**** Supplied material ****

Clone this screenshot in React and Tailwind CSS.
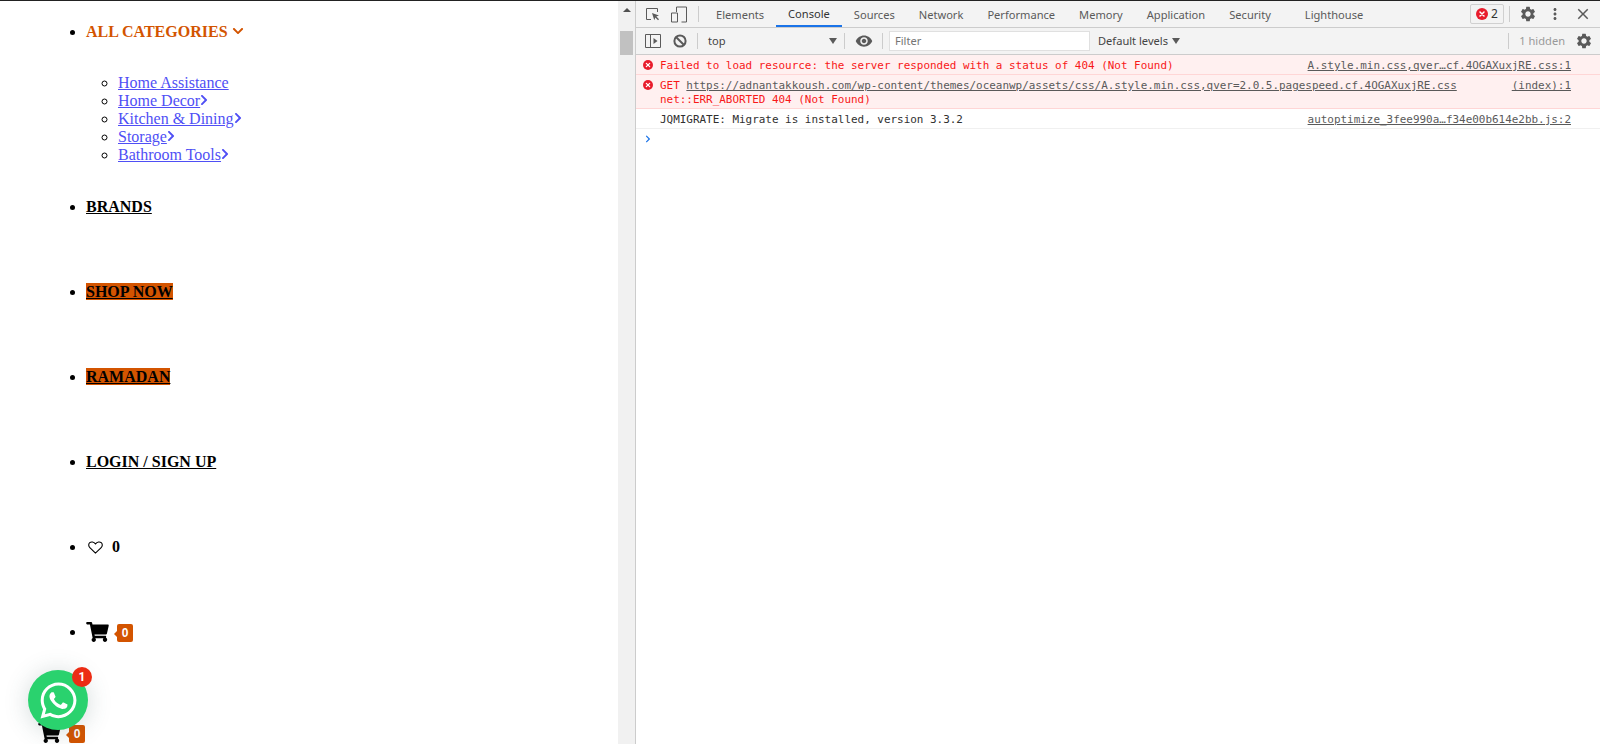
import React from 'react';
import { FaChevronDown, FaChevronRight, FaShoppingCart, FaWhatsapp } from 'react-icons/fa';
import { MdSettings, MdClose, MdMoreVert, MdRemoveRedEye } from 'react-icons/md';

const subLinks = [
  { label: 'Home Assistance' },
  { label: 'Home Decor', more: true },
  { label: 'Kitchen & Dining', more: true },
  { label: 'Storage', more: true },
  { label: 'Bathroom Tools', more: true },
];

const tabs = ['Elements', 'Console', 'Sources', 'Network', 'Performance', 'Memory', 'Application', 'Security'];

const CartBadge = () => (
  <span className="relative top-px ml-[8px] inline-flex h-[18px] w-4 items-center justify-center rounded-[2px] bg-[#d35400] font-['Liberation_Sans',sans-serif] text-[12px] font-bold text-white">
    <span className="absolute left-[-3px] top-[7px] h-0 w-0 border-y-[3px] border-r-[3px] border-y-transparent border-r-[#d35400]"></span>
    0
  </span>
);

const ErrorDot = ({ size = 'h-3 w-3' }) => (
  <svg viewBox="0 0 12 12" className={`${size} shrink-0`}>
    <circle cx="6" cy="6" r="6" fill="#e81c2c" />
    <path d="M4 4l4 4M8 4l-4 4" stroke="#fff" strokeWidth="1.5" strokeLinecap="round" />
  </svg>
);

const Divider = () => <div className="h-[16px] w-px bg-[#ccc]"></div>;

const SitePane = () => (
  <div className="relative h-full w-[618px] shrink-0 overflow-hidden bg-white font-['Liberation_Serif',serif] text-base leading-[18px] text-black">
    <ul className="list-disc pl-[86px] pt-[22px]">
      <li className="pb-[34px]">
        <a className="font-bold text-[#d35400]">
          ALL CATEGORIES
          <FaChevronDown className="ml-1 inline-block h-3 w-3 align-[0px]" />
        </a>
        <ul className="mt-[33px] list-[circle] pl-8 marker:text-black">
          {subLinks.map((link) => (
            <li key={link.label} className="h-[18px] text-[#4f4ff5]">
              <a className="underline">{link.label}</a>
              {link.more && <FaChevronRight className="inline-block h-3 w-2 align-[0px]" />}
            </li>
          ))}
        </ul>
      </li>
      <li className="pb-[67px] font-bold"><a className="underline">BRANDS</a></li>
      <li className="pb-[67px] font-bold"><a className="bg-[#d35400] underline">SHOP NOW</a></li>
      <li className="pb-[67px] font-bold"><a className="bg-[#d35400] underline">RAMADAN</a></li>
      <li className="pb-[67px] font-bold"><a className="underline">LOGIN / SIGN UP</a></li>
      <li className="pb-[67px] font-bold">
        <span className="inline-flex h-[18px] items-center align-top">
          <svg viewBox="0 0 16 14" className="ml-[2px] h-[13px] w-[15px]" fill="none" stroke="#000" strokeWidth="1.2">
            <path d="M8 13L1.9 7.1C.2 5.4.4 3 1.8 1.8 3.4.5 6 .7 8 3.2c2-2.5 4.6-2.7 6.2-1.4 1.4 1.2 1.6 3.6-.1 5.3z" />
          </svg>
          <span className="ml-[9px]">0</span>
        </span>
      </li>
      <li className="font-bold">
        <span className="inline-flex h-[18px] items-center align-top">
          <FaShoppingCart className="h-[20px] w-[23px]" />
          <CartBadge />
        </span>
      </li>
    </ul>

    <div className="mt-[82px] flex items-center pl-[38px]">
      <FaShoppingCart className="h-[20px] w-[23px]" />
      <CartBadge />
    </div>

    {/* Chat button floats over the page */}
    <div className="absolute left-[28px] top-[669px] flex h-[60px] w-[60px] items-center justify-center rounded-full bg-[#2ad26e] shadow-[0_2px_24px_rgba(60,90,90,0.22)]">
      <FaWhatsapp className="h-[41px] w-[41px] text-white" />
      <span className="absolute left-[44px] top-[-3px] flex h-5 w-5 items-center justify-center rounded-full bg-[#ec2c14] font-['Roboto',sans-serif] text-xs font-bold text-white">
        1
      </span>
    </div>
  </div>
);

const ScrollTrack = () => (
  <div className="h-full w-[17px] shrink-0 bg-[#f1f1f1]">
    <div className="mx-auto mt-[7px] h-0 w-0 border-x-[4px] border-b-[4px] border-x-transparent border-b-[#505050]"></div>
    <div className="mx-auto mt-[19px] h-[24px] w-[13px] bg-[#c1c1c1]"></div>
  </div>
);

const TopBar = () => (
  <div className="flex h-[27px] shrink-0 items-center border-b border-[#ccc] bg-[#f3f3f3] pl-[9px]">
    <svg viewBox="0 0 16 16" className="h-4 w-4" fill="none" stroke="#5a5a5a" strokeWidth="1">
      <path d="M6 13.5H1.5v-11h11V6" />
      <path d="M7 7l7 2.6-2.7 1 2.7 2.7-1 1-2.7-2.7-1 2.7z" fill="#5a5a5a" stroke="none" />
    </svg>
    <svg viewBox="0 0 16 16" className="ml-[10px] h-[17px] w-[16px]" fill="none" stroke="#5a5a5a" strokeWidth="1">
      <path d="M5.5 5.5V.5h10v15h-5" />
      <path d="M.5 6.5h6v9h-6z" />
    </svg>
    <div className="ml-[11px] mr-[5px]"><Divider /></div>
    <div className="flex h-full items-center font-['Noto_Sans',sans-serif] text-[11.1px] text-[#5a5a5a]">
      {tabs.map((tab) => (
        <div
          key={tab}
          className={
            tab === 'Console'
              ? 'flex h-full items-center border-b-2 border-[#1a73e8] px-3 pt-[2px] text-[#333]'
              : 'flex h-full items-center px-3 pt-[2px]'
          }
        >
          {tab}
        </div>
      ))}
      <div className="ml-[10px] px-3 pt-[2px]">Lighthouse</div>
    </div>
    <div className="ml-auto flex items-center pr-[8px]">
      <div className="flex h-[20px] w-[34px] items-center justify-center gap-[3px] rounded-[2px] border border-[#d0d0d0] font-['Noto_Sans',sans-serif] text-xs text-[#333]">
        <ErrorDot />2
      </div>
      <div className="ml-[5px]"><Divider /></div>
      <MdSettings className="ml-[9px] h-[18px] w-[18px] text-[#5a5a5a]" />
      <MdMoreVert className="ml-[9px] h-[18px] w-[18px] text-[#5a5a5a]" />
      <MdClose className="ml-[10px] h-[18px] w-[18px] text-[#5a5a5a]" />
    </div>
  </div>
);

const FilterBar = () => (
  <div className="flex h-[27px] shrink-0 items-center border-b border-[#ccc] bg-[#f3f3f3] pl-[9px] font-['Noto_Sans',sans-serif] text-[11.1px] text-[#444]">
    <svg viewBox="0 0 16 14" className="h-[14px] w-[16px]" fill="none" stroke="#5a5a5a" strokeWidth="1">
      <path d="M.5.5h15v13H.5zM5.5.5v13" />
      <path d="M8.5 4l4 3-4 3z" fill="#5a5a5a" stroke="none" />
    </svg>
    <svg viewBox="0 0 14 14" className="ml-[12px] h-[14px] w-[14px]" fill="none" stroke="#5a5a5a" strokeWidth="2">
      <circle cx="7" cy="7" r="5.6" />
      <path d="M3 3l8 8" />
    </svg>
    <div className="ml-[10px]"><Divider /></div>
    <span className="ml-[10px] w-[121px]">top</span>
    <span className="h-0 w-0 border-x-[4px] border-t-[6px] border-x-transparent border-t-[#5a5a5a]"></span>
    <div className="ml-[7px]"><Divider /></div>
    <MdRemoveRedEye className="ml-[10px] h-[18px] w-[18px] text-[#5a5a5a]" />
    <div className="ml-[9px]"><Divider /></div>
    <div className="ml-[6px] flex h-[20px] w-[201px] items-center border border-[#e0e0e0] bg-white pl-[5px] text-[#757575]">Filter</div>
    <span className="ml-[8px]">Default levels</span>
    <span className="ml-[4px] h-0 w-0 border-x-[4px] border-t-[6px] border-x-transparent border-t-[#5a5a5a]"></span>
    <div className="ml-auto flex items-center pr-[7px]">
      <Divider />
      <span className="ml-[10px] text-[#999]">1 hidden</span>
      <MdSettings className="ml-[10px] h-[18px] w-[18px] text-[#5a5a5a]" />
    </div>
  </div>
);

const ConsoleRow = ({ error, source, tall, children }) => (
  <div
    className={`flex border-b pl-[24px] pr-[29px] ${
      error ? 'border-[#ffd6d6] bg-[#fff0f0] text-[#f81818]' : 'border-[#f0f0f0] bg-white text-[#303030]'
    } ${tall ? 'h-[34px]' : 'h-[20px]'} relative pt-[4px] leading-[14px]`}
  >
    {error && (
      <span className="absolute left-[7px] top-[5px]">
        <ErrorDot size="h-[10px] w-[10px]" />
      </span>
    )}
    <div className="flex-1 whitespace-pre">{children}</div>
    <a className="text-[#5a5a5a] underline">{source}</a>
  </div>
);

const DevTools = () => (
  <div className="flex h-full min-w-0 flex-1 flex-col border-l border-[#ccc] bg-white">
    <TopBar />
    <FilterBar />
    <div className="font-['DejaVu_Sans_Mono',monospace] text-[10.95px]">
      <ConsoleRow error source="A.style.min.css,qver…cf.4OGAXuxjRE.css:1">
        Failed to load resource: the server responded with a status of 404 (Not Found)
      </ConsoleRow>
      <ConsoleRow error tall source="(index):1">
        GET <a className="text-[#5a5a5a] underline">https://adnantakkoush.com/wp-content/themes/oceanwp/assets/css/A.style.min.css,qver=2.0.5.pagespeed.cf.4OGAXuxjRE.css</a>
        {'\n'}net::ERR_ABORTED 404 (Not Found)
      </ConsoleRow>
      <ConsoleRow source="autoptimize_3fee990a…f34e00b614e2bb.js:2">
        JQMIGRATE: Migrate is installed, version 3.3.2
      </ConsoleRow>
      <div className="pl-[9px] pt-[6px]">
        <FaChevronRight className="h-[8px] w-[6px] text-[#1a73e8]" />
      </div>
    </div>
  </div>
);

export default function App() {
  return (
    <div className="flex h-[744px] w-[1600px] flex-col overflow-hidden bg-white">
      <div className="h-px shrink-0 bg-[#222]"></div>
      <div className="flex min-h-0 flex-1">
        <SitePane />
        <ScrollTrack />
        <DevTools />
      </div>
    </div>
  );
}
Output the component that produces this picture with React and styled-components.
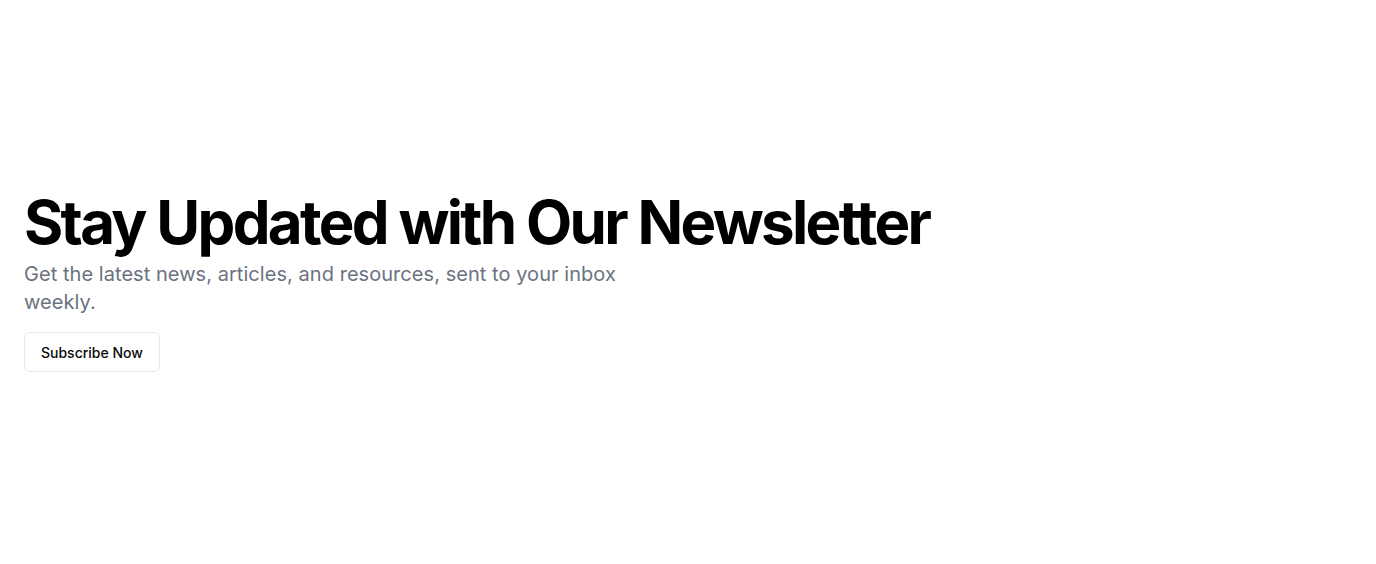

****

» Task to complete
Find the string "with" in the records, then copy each line where it occurs.

» Result
        Failed to load resource: the server responded with a status of 404 (Not Found)
Output the component that produces this picture with React and styled-components.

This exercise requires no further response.